Despite these improvements, though, vr has not lived up to expectations. It has done respectably, with sales in 2018 of $3.6bn, according to SuperData Research, a market research firm. But that is only 2.4% of the global market for games. Many people—and not just the usual hypesters—thought that this time around vr would become a blockbuster technology. It has not happened. Part of the reason is that cyber-sickness has not gone away. One study suggests between 25% and 40% of users still experience it.

Dealing with this is difficult, not least because there is an argument about what triggers it in the first place. Two theories dominate. One is that users experience sensory conflict—a mismatch between what they see and what their other senses and their real-world knowledge tell them they should be experiencing. The other is that the underlying cause is individuals’ inability to control their bodies and maintain proper posture when moving around in virtual environments. To complicate matters, both hypotheses could be true.

 

Feeling woozy

Sensory conflict there certainly is. For example, when users move their heads they expect what they see to change immediately in response. But time-lags and poor graphics mean their visual input often fails to meet the brain’s expectations. Dealing with this means increasing the “frame rate” at which the virtual world is presented to a user, improving the resolution of the images and reducing the latency of response to a user’s movements. All of these require clever processing by the computer responsible for creating the illusion.

Improvements in tracking what a user is doing also help. “Room scale” vr systems let people move around in the real world while perceiving similar movement in the virtual one. Following a user’s movement can be done in one of two ways. Outside-in tracking relies on external cameras observing beacons of various sorts scattered around a user’s body. Inside-out tracking is the opposite: the beacons are scattered around the room and detectors on a user’s body employ them as reference points.

On top of all this, there is the design of the lenses that sit inside a headset in front of a user’s eyes to adjust optically for the fact that what is actually a nearby image is supposed to be some distance away. Since the shape of these lenses is fixed and the amount of adjustment required varies with what is being looked at, distortion is inevitable. But distortions are particularly noticeable when users move their eyes, says Paul MacNeilage of the University of Nevada, Reno. Some headsets therefore now track a user’s gaze and move the lenses within the headset in response.

Make the input too credible, though, and you run into a different problem—the contrast between what a user’s eyes are seeing and what the motion-sensors in his inner ear are detecting. To deal with that, some designers program in a “virtual nose”, just visible to the user, to serve as a point of reference.

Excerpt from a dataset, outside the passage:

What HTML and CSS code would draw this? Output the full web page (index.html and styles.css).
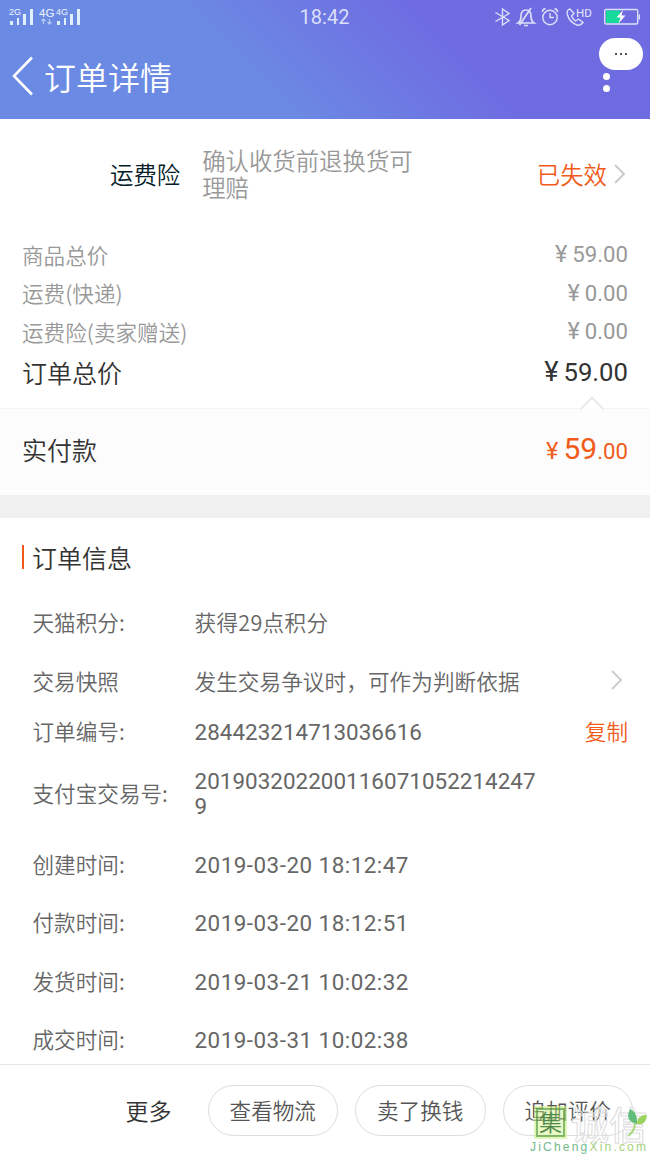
FILE: index.html
```html
<!DOCTYPE html>
<html lang="zh-CN">
<head>
    <meta charset="UTF-8">
    <meta name="viewport" content="width=device-width, initial-scale=1.0">
    <title>订单详情</title>
    <link rel="stylesheet" href="styles.css">
</head>
<body>
    <div class="page">
        <header class="header">
            <div class="status">
                <svg class="signal" width="72" height="20" viewBox="0 0 72 20">
                    <g fill="#dff0fb">
                        <path d="M1 14h3v4H1zM8 11h2v7H8zM14 7h3v11h-3zM21 2h3v16h-3z"/>
                        <path d="M48 14h3v4h-3zM55 11h2v7h-2zM61 7h3v11h-3zM68 2h3v16h-3z"/>
                    </g>
                    <path d="M34.500 17v-5m-2 2 2-2 2 2M40.500 12v5m-2-2 2 2 2-2" fill="none" stroke="#b3c8f2" stroke-width="1.300"/>
                    <text x="0" y="8" class="net">2G</text>
                    <text x="30" y="10" class="net big">4G</text>
                    <text x="47" y="8" class="net">4G</text>
                </svg>
                <span class="clock">18:42</span>
                <svg class="icons" width="150" height="22" viewBox="490 6 150 22">
                    <g fill="none" stroke="#dcdffa" stroke-width="1.400">
                        <path d="M495.500 12.500 509 20.500l-6.500 4.500V9l6.500 4.500-13.500 8"/>
                        <path d="M518 23q3-2 3-7 0-6 5-6t5 6q0 5 3 7zM519.500 25 531 8M524 25.500h4" stroke-width="1.700"/>
                        <circle cx="550" cy="17.500" r="7.200"/>
                        <path d="M550 13v4.500h4M542.500 12q0-3 3-3.500M557.500 12q0-3-3-3.500"/>
                        <path d="M570 9q-4 1-2.500 6 2 7 9.500 10 3.500 1 6-2.500l-4.500-3.500-3 2q-3-2-4-5l2.500-2.500z"/>
                        <rect x="604.700" y="9.500" width="33" height="14.500" rx="1.500"/>
                        <path d="M639.300 14.500v5"/>
                    </g>
                    <path d="M606 10.500h14v12.500h-14z" fill="#17d99a"/>
                    <path d="M623 10 616.500 17.500h4L618.500 23.500l7-8h-4z" fill="#fff"/>
                    <text x="576" y="17" class="hd">HD</text>
                </svg>
            </div>
            <div class="nav">
                <svg width="24" height="40" viewBox="0 0 24 40"><path d="M21 1.500 3 20l18 18.500" fill="none" stroke="#fff" stroke-width="2.600"/></svg>
                <h1>订单详情</h1>
            </div>
            <div class="menu"><i></i><i></i></div>
            <div class="bubble"><i></i><i></i><i></i></div>
        </header>

        <main class="main">
            <div class="insurance">
                <span class="name">运费险</span>
                <span class="desc">确认收货前退换货可理赔</span>
                <span class="state">已失效</span>
                <svg width="14" height="22" viewBox="0 0 14 22"><path d="M2 2l9 9-9 9" fill="none" stroke="#ccc" stroke-width="2"/></svg>
            </div>

            <div class="prices">
                <div class="price"><span>商品总价</span><span class="num"><b>¥</b>59.00</span></div>
                <div class="price"><span>运费(快递)</span><span class="num"><b>¥</b>0.00</span></div>
                <div class="price"><span>运费险(卖家赠送)</span><span class="num"><b>¥</b>0.00</span></div>
                <div class="price total"><span>订单总价</span><span class="num"><b>¥</b>59.00</span></div>
            </div>

            <div class="paid">
                <svg class="notch" width="24" height="14" viewBox="0 0 24 14"><path d="M1 13 12 1.500 23 13" fill="#fff" stroke="#e2e2e2" stroke-width="1.500"/></svg>
                <span>实付款</span>
                <span class="num"><b>¥</b><em>59</em>.00</span>
            </div>

            <div class="info">
                <h2>订单信息</h2>
                <div class="row"><span class="label">天猫积分:</span><span class="value wide">获得29点积分</span></div>
                <div class="row">
                    <span class="label">交易快照</span><span class="value">发生交易争议时，可作为判断依据</span>
                    <svg width="14" height="22" viewBox="0 0 14 22"><path d="M2 2l9 9-9 9" fill="none" stroke="#ccc" stroke-width="2"/></svg>
                </div>
                <div class="row short"><span class="label">订单编号:</span><span class="value digits">284423214713036616</span><span class="copy">复制</span></div>
                <div class="row tall"><span class="label">支付宝交易号:</span><span class="value digits">2019032022001160710522142479</span></div>
                <div class="row"><span class="label">创建时间:</span><span class="value time">2019-03-20 18:12:47</span></div>
                <div class="row"><span class="label">付款时间:</span><span class="value time">2019-03-20 18:12:51</span></div>
                <div class="row"><span class="label">发货时间:</span><span class="value time">2019-03-21 10:02:32</span></div>
                <div class="row"><span class="label">成交时间:</span><span class="value time">2019-03-31 10:02:38</span></div>
            </div>
        </main>

        <footer class="footer">
            <span class="more">更多</span>
            <button>查看物流</button>
            <button>卖了换钱</button>
            <button>追加评价</button>
        </footer>

        <div class="watermark">
            <div class="brand">
                <span class="seal">集</span><span class="outline">诚信</span>
                <svg class="leaf" width="22" height="30" viewBox="0 0 22 30">
                    <path d="M4 1q8 3 7 15Q-2 13 4 1z" fill="#62bd7b"/>
                    <path d="M11 16q0-9 10-9-1 11-10 9z" fill="#9bd45c"/>
                    <path d="M9 15q0 8-7 13" fill="none" stroke="#a5d87a" stroke-width="2"/>
                </svg>
            </div>
            <div class="site"><span>JiCheng</span>Xin.com</div>
        </div>
    </div>
</body>
</html>
```
FILE: styles.css
```css
*{
    box-sizing: border-box;
}
body{
    margin: 0;
    background-color: #fff;
    font-family: "Noto Sans CJK SC", sans-serif;
    font-weight: 350;
    color: #666;
}
h1, h2{
    margin: 0;
    font-weight: 350;
}
b, em, i{
    font-weight: inherit;
    font-style: normal;
}
.page{
    position: relative;
    display: flex;
    flex-direction: column;
    width: 650px;
    height: 1155px;
    overflow: hidden;
}

/* header */
.header{
    position: relative;
    flex: none;
    height: 119px;
    background: linear-gradient(45deg, #6b8ae3 38%, #6f6ce2 68%);
    color: #fff;
}
.status{
    display: flex;
    justify-content: space-between;
    align-items: center;
    height: 34px;
    padding: 0 10px 0 9px;
}
.signal{
    margin-right: 78px;
}
.net{
    font: 9px "Liberation Sans", sans-serif;
    fill: #eef6ff;
}
.net.big{
    font-size: 11.500px;
}
.hd{
    font: 11.5px Roboto, sans-serif;
    fill: #e6e8fc;
}
.clock{
    font: 400 20px Roboto, sans-serif;
    color: #dcdffa;
}
.nav{
    display: flex;
    align-items: center;
    gap: 9px;
    height: 84px;
    padding-left: 11px;
}
.nav h1{
    font-size: 32px;
    line-height: 40px;
}
.menu{
    position: absolute;
    top: 73px;
    left: 603px;
    display: flex;
    flex-direction: column;
    gap: 5px;
}
.menu i{
    width: 7px;
    height: 7px;
    border-radius: 50%;
    background-color: #fff;
}
.bubble{
    position: absolute;
    top: 38px;
    left: 599px;
    display: flex;
    justify-content: center;
    align-items: center;
    gap: 3px;
    width: 44px;
    height: 32px;
    border-radius: 16px;
    background-color: #fff;
}
.bubble i{
    width: 2px;
    height: 2px;
    background-color: #555;
}

/* prices */
.main{
    flex: 1;
    min-height: 0;
    overflow: hidden;
}
.insurance{
    display: flex;
    align-items: center;
    height: 110px;
    padding: 0 23px 1px 110px;
    font-size: 23.4px;
}
.insurance .name{
    color: #051b28;
}
.insurance .desc{
    width: 220px;
    margin-left: 22px;
    font-size: 23.4px;
    line-height: 27px;
    color: #999;
}
.insurance .state{
    margin-left: auto;
    margin-right: 6px;
    color: #f05b1a;
}
.prices{
    height: 179px;
    padding: 6px 22px 0;
}
.price{
    display: flex;
    justify-content: space-between;
    align-items: center;
    height: 38.5px;
    font-size: 21.600px;
    color: #999;
}
.num{
    font-family: Roboto, sans-serif;
    font-weight: 400;
    font-size: 22.2px;
}
.num b{
    margin-right: 5px;
    font-size: 1.06em;
}
.total{
    height: 42px;
    font-size: 25px;
    color: #333;
}
.total .num{
    font-size: 25.700px;
}
.paid{
    position: relative;
    display: flex;
    justify-content: space-between;
    align-items: center;
    height: 87px;
    padding: 0 22px 7px;
    border-top: 1px solid #f5f5f5;
    background-color: #fcfcfc;
    font-size: 25px;
    color: #333;
}
.paid .num{
    color: #f05b1a;
}
.paid em{
    font-size: 30px;
}
.notch{
    position: absolute;
    top: -13px;
    right: 46px;
}

/* order info */
.info{
    border-top: 23px solid #f0f0f0;
    padding: 0 22px;
}
.info h2{
    display: flex;
    align-items: center;
    height: 76px;
    padding-top: 2px;
    font-size: 25px;
    color: #333;
}
.info h2::before{
    content: '';
    width: 2px;
    height: 24px;
    margin-right: 8px;
    background-color: #f05b1a;
}
.row{
    display: flex;
    align-items: center;
    height: 58.400px;
    padding-left: 10.500px;
    font-size: 21.600px;
}
.row.short{
    height: 42px;
}
.row.tall{
    height: 83px;
}
.row svg{
    margin-left: auto;
    margin-right: 4px;
    margin-bottom: 4px;
}
.label{
    width: 162px;
    padding-bottom: 3px;
    white-space: nowrap;
}
.value{
    padding-bottom: 3px;
    letter-spacing: .08px;
    white-space: nowrap;
}
.value.wide{
    letter-spacing: .3px;
}
.value.digits, .value.time{
    padding-bottom: 0;
    font-family: Roboto, sans-serif;
    font-weight: 400;
    font-size: 22.400px;
}
.value.digits{
    letter-spacing: .05px;
}
.value.time{
    letter-spacing: .500px;
}
.tall .digits{
    width: 345px;
    line-height: 25px;
    white-space: normal;
    word-break: break-all;
}
.copy{
    margin-left: auto;
    padding-bottom: 3px;
    color: #f05b1a;
}

/* bottom bar */
.footer{
    display: flex;
    flex: none;
    align-items: center;
    justify-content: flex-end;
    gap: 17px;
    height: 91px;
    padding: 0 17px 0 0;
    border-top: 1px solid #e5e5e5;
    background-color: #fff;
}
.more{
    margin-right: 19px;
    padding-bottom: 1px;
    font-size: 23px;
    color: #333;
}
button{
    width: 130.500px;
    height: 51px;
    padding: 0 0 1px;
    border: 1px solid #ddd;
    border-radius: 26px;
    background-color: #fff;
    font-family: inherit;
    font-size: 21.600px;
    font-weight: 350;
    color: #555;
}

/* watermark */
.watermark{
    position: absolute;
    left: 530px;
    top: 1107px;
    width: 120px;
}
.brand{
    display: flex;
    align-items: center;
    gap: 3px;
}
.seal{
    width: 29px;
    height: 29px;
    margin: 1px 3px 1px 6px;
    border: 2px solid rgba(80, 150, 60, .65);
    outline: 2px solid rgba(204, 240, 130, .6);
    background-color: rgba(204, 240, 130, .45);
    font-size: 23px;
    line-height: 23px;
    text-align: center;
    color: #4f8a4a;
}
.outline{
    font-size: 38px;
    line-height: 31px;
    font-weight: 500;
    color: rgba(255, 255, 255, .35);
    -webkit-text-stroke: 1px #ddd;
}
.leaf{
    position: absolute;
    left: 96px;
    top: 1px;
}
.site{
    margin-top: 2px;
    font: 12px/14px "Liberation Sans", sans-serif;
    letter-spacing: 2.200px;
    white-space: nowrap;
    color: #a6cf7a;
}
.site span{
    color: #72b98c;
}
```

These tactics help. But they do not get rid of cyber-sickness entirely. That is where the second hypothesis, unstable posture, comes in. And it is one that has the virtue of offering an explanation of a mystery about the condition—why women are more likely to be affected than men.

Thomas Stoffregen of the University of Minnesota, who has studied the matter and found women four times as susceptible as men, cites the example of driving a car to explain the unstable-posture hypothesis. When turning the steering wheel, he observes, drivers need to keep their heads oriented to the road. They need to stabilise their bodies, particularly when the car is changing direction and pushing the body in different ways. “When you spend a lot of time in cars, you get used to doing that,” he says. “It’s a skill.” But in virtual environments, where there are no forces to act as signals, people have not learned to adjust their bodies properly. They lean when the virtual car turns, but in fact they are leaning away from stability. He finds this particularly affects women, who have lower centres of gravity than men. That may cause them to sway more. And increased swaying, he has found, correlates with higher rates of cyber-sickness.

It is a neat idea. But Bas Rok.ers of the University of Wisconsin-Madison believes there is a simpler explanation for women’s experience of cyber-sickness, which is that headsets are not designed for them. For vr to work properly, sets need to be adjusted to the distance between the pupils of a user’s eyes. In one popular brand, however, Dr Rokers found that 90% of women have an interpupillary distance less than the default headset setting, and 27% of women’s eyes do not fit the headset at all.

If Dr Rokers is correct, a big part of the problem of cyber-sickness might be dealt with by a small change to helmet design. If women’s rates of the complaint could be reduced to the level experienced by men, then a lot more people could enjoy vr rather than enduring it. And then, perhaps, it really might achieve its potential.